Global central banks are not just tweaking payment systems; they are fundamentally changing the very nature of money. A 2024 survey by the Bank for International Settlements revealed that 91% of the 93 central banks surveyed are thoroughly investigating a retail or wholesale central CBDC digital currency (CBDC). This number indicates a clear intention to place central-bank-issued digital money directly in the hands of individuals and companies. If this becomes widespread, the implications will go well beyond faster transactions or fewer physical coins. CBDCs could change where savings are held, how credit is provided, who profits from money creation, and which entities provide everyday financial services. This is an important topic for teachers and decision-makers. Finance, regulation, and public policy programs need to prepare citizens and institutions for a monetary system that will look and function differently from the traditional world of paper money and banks.
CBDCs and banking represent a fundamental change in the structure of the monetary system
Money has consistently served dual purposes: as a payment method and as a store of trust. With fiat money, governments became the guarantors of trust. A CBDC extends this concept to the digital sphere, turning central bank liabilities into digital units accessible in individual digital wallets. This change is fundamental. When individuals can directly hold central bank money, deposits no longer exclusively represent the public's claim on the financial system; public money becomes a retail asset. As a result, banks may face a sustained decrease in low-cost deposit funding, even in sound economic times, and an increased risk of flight to safety during crises. Research suggests two possible scenarios. First, gradual substitution, where a portion of deposits slowly shifts to CBDCs over time, reduces the deposit base and increases bank funding expenses. Second, rapid substitution, where deposits quickly move to CBDCs during periods of instability, could worsen bank runs because CBDCs are seen as a safer option than private bank deposits. These are not simply theoretical concerns. Recent scenario analyses and models have quantified the potential for deposit substitution and its subsequent effect on lending and bank profits.

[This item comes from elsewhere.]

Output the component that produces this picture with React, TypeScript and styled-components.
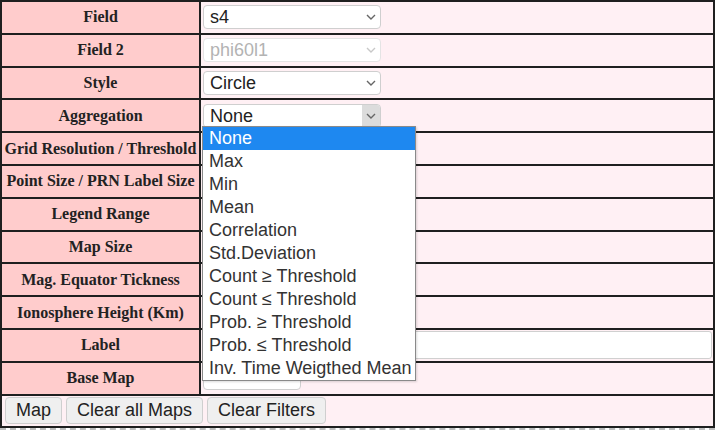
import React from "react";
import styled, { createGlobalStyle } from "styled-components";

const GlobalStyle = createGlobalStyle`
  body {
    margin: 0;
    background: #ffffff;
    font-family: "Liberation Serif", serif;
  }
`;

const aggregationOptions = [
  "None",
  "Max",
  "Min",
  "Mean",
  "Correlation",
  "Std.Deviation",
  "Count ≥ Threshold",
  "Count ≤ Threshold",
  "Prob. ≥ Threshold",
  "Prob. ≤ Threshold",
  "Inv. Time Weigthed Mean",
];

const Page = styled.div`
  width: 717px;
  height: 430px;
  overflow: hidden;
`;

const Table = styled.table`
  width: 715px;
  border-collapse: collapse;
  border: 2px solid #1f1f1f;
`;

const LabelCell = styled.td`
  width: 195px;
  height: 30.8px;
  padding: 0 1px;
  background: #ffcccc;
  border: 2px solid #1f1f1f;
  text-align: center;
  font-family: "Liberation Serif", serif;
  font-weight: bold;
  font-size: 16px;
  color: #222;
  white-space: nowrap;
`;

const ValueCell = styled.td`
  height: 30.8px;
  padding: 0 1px;
  background: #fff0f4;
  border: 2px solid #1f1f1f;
  vertical-align: middle;
`;

const ButtonCell = styled.td`
  height: 30.8px;
  padding: 0 3px;
  background: #fff0f4;
  border: 2px solid #1f1f1f;
`;

const SelectBox = styled.div<{ $width: number; $disabled?: boolean }>`
  position: relative;
  display: flex;
  align-items: center;
  width: ${(p) => p.$width}px;
  height: 24px;
  box-sizing: border-box;
  margin-left: 1px;
  border: 1px solid ${(p) => (p.$disabled ? "#e4e4e4" : "#cfcfcf")};
  border-radius: 4px;
  background: #fff;
  font-family: "Liberation Sans", Arial, sans-serif;
  font-size: 18px;
  color: ${(p) => (p.$disabled ? "#b3b3b3" : "#222")};
`;

const SelectText = styled.span`
  flex: 1;
  padding-left: 6px;
  line-height: 22px;
  white-space: nowrap;
  overflow: hidden;
`;

const Arrow = styled.span<{ $hover?: boolean; $disabled?: boolean }>`
  display: flex;
  align-items: center;
  justify-content: center;
  width: 18px;
  align-self: stretch;
  background: ${(p) => (p.$hover ? "#dcdcdc" : "transparent")};
  border-radius: 0 3px 3px 0;
  color: ${(p) => (p.$disabled ? "#c8c8c8" : "#666")};
`;

const DropList = styled.ul`
  position: absolute;
  top: 21px;
  left: -2px;
  z-index: 5;
  margin: 0;
  padding: 0;
  list-style: none;
  width: 214px;
  box-sizing: border-box;
  border: 1px solid #8a8a8a;
  background: #fff;
  box-shadow: 1px 1px 2px rgba(0, 0, 0, 0.15);
`;

const DropItem = styled.li<{ $active?: boolean }>`
  height: 23px;
  line-height: 23px;
  padding-left: 6px;
  font-family: "Liberation Sans", Arial, sans-serif;
  font-size: 18px;
  white-space: nowrap;
  color: ${(p) => (p.$active ? "#fff" : "#333")};
  background: ${(p) => (p.$active ? "#1e88f0" : "transparent")};
`;

const TextInput = styled.input`
  display: block;
  width: 100%;
  height: 28px;
  box-sizing: border-box;
  border: 1px solid #d0d0d0;
  border-radius: 3px;
  background: #fff;
  font-family: "Liberation Sans", Arial, sans-serif;
  font-size: 18px;
`;

const SmallInput = styled.input`
  width: 80px;
  height: 22px;
  box-sizing: border-box;
  margin-left: 2px;
  border: 1px solid #ccc;
  border-radius: 3px;
  font-size: 16px;
`;

const Buttons = styled.div`
  display: flex;
  gap: 4px;
`;

const Button = styled.button`
  height: 27px;
  padding: 0 10px;
  border: 1px solid #cfcfcf;
  border-radius: 4px;
  background: #efefef;
  font-family: "Liberation Sans", Arial, sans-serif;
  font-size: 18px;
  color: #222;
`;

const DashedLine = styled.div`
  width: 715px;
  border-top: 2px dashed #bdbdbd;
`;

const Chevron = () => (
  <svg width="10" height="6" viewBox="0 0 10 6">
    <polyline points="1,1 5,5 9,1" fill="none" stroke="currentColor" strokeWidth="1.4" />
  </svg>
);

type SelectProps = {
  value: string;
  width?: number;
  disabled?: boolean;
  hover?: boolean;
  children?: React.ReactNode;
};

const FakeSelect = ({ value, width = 178, disabled, hover, children }: SelectProps) => (
  <SelectBox $width={width} $disabled={disabled}>
    <SelectText>{value}</SelectText>
    <Arrow $hover={hover} $disabled={disabled}>
      <Chevron />
    </Arrow>
    {children}
  </SelectBox>
);

const Row = ({ label, children }: { label: string; children?: React.ReactNode }) => (
  <tr>
    <LabelCell>{label}</LabelCell>
    <ValueCell>{children}</ValueCell>
  </tr>
);

export default function App() {
  return (
    <Page>
      <GlobalStyle />
      <Table>
        <tbody>
          <Row label="Field">
            <FakeSelect value="s4" />
          </Row>
          <Row label="Field 2">
            <FakeSelect value="phi60l1" disabled />
          </Row>
          <Row label="Style">
            <FakeSelect value="Circle" />
          </Row>
          <Row label="Aggregation">
            <FakeSelect value="None" hover>
              <DropList>
                {aggregationOptions.map((o, i) => (
                  <DropItem key={o} $active={i === 0}>
                    {o}
                  </DropItem>
                ))}
              </DropList>
            </FakeSelect>
          </Row>
          <Row label="Grid Resolution / Threshold">
            <SmallInput />
          </Row>
          <Row label="Point Size / PRN Label Size">
            <SmallInput />
          </Row>
          <Row label="Legend Range">
            <SmallInput />
          </Row>
          <Row label="Map Size">
            <SmallInput />
          </Row>
          <Row label="Mag. Equator Tickness">
            <SmallInput />
          </Row>
          <Row label="Ionosphere Height (Km)">
            <SmallInput />
          </Row>
          <Row label="Label">
            <TextInput />
          </Row>
          <Row label="Base Map">
            <FakeSelect value="" width={98} />
          </Row>
          <tr>
            <ButtonCell colSpan={2}>
              <Buttons>
                <Button>Map</Button>
                <Button>Clear all Maps</Button>
                <Button>Clear Filters</Button>
              </Buttons>
            </ButtonCell>
          </tr>
        </tbody>
      </Table>
      <DashedLine />
    </Page>
  );
}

The scale of this substitution is very important. Careful modeling shows that even a small, ongoing shift of deposits to CBDCs can noticeably reduce lending activity. For instance, simulations by the IMF suggest that a CBDC without interest that captures a small percentage of deposits can decrease overall lending to a measurable degree because banks will have to replace cheap deposits with more expensive funding sources, like wholesale funding or central bank borrowing. The influence is not uniform. Smaller banks that depend heavily on deposits will be most affected because they lack easy access to wholesale markets. These different effects among different bank sizes, regions, and business models require us to rethink standard banking regulations.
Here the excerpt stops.